Settlement negotiations broke down and the CEO dismissed Kelly. No capability procedure was followed prior to the dismissal. The dismissal letter stated that the PGA European Tour was undergoing a restructuring and Kelly’s experience and skillset were not suited to the new, wider role of commercial director that was to replace that of marketing director.
Kelly brought a claim in the Employment Tribunal, stating that his age was a significant factor in the decision to dismiss him and that this was unlawful age discrimination. After this, the PGA European Tour admitted Kelly had been unfairly dismissed but denied his age was the reason for his dismissal. It claimed that the CEO did not consider Kelly capable of fulfilling the new role of commercial director. It said the reference to ‘retirement’ was not any indication of the reason why Kelly’s employment was terminated, but was for presentation only.
The Tribunal accepted the PGA European Tour’s explanation and held that it had not discriminated against Kelly because of his age. It noted that there were persons employed by the PGA European Tour in Kelly’s age group who remained in the tour’s employment because they were considered to perform well in their roles.
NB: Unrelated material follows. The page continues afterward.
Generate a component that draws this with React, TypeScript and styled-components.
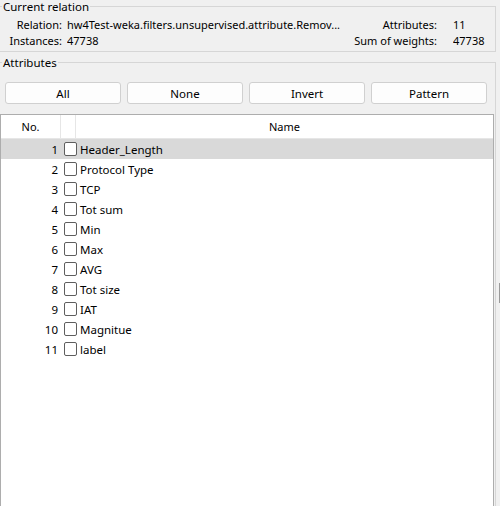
import React from "react";
import styled, { createGlobalStyle } from "styled-components";

const Global = createGlobalStyle`
  html, body { margin: 0; padding: 0; background: #f0f0f0; }
  body { font-family: "Noto Sans", "Open Sans", sans-serif; font-size: 11px; color: #000; }
  * { box-sizing: border-box; }
`;

const Page = styled.div`
  width: 500px;
  height: 506px;
  overflow: hidden;
  display: flex;
  flex-direction: column;
  background: #f0f0f0;
  position: relative;
`;

const Group = styled.fieldset<{ $grow?: boolean }>`
  margin: 0;
  padding: 0;
  width: 496px;
  border: 1px solid #d6d6d6;
  border-left: none;
  min-width: 0;
  ${(p) => (p.$grow ? "flex: 1; border-bottom: none; margin-top: 4px;" : "")}
`;

const Legend = styled.legend`
  padding: 0 1px;
  margin-left: 2px;
  line-height: 13px;
  font-size: 11.5px;
`;

const InfoGrid = styled.div`
  display: grid;
  grid-template-columns: 62px 1fr auto 42px;
  column-gap: 5px;
  padding: 4px 0 2px 0;
  line-height: 16px;
`;

const Label = styled.span`
  text-align: right;
  white-space: nowrap;
`;

const RightLabel = styled(Label)`
  padding-right: 11px;
`;

const Value = styled.span`
  white-space: nowrap;
  overflow: hidden;
`;

const ButtonRow = styled.div`
  display: grid;
  grid-template-columns: repeat(4, 116px);
  column-gap: 6px;
  padding: 13px 0 0 5px;
`;

const Button = styled.button`
  height: 22px;
  font: inherit;
  font-size: 11.5px;
  color: #000;
  background: #fdfdfd;
  border: 1px solid #d0d0d0;
  border-radius: 3px;
  padding: 0;
`;

const Table = styled.div`
  margin-top: 10px;
  width: 494px;
  height: 400px;
  background: #fff;
  border: 1px solid #adadad;
  border-bottom: none;
`;

const HeaderRow = styled.div`
  display: grid;
  grid-template-columns: 60px 15px 1fr;
  height: 24px;
  border-bottom: 1px solid #e6e6e6;
`;

const HeaderCell = styled.div<{ $sep?: boolean }>`
  display: flex;
  align-items: center;
  justify-content: center;
  border-right: ${(p) => (p.$sep ? "1px solid #e6e6e6" : "none")};
`;

const Row = styled.div<{ $selected?: boolean }>`
  display: grid;
  grid-template-columns: 57px 19px 1fr;
  align-items: center;
  height: 20px;
  font-size: 11.5px;
  background: ${(p) => (p.$selected ? "#d9d9d9" : "transparent")};
`;

const Num = styled.span`
  text-align: right;
`;

const Check = styled.span`
  justify-self: end;
  width: 13px;
  height: 14px;
  border: 1px solid #5e5e5e;
  border-radius: 2px;
  background: #fff;
`;

const Name = styled.span`
  padding-left: 3px;
`;

const Splitter = styled.div`
  position: absolute;
  right: 0;
  top: 283px;
  width: 1px;
  height: 20px;
  background: #9a9a9a;
`;

const names = [
  "Header_Length",
  "Protocol Type",
  "TCP",
  "Tot sum",
  "Min",
  "Max",
  "AVG",
  "Tot size",
  "IAT",
  "Magnitue",
  "label",
];

export default function App() {
  return (
    <Page>
      <Global />
      <Group>
        <Legend>Current relation</Legend>
        <InfoGrid>
          <Label>Relation:</Label>
          <Value>hw4Test-weka.filters.unsupervised.attribute.Remov...</Value>
          <RightLabel>Attributes:</RightLabel>
          <Value>11</Value>
          <Label>Instances:</Label>
          <Value>47738</Value>
          <RightLabel>Sum of weights:</RightLabel>
          <Value>47738</Value>
        </InfoGrid>
      </Group>
      <Group $grow>
        <Legend>Attributes</Legend>
        <ButtonRow>
          <Button>All</Button>
          <Button>None</Button>
          <Button>Invert</Button>
          <Button>Pattern</Button>
        </ButtonRow>
        <Table>
          <HeaderRow>
            <HeaderCell $sep>No.</HeaderCell>
            <HeaderCell $sep />
            <HeaderCell>Name</HeaderCell>
          </HeaderRow>
          {names.map((n, i) => (
            <Row key={n} $selected={i === 0}>
              <Num>{i + 1}</Num>
              <Check />
              <Name>{n}</Name>
            </Row>
          ))}
        </Table>
      </Group>
      <Splitter />
    </Page>
  );
}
By contrast, there was evidence that Kelly’s performance was an issue and he was therefore not considered suitable for the role of commercial director. The fact that the dismissal was unfair did not necessarily support the view that it was also discriminatory.
This case shows the difficulties employers can find themselves in if they do not take a considered approach to dealing with performance issues or organisational changes affecting senior employees. Although the Tribunal decided the real reason for dismissal was capability rather than age, the dismissal was unfair because a proper capability procedure had not been followed.
Whether dismissed staff can be counted as senior employees or not, they can be lawfully dismissed for genuine conduct or capability issues, or for redundancy. Provided the reason given is genuine and a proper procedure is followed, dismissals on these grounds should be fair and non-discriminatory. It is perhaps surprising that the PGA European Tour did not approach this as a reorganisation which created a redundancy situation affecting Kelly’s position, as the facts would seem to support this approach. The commercial director position was a new role with a broader remit and which required a different skillset and approach to that of Kelly. This basis for a fair dismissal may have provided a better foundation on which to approach settlement discussions.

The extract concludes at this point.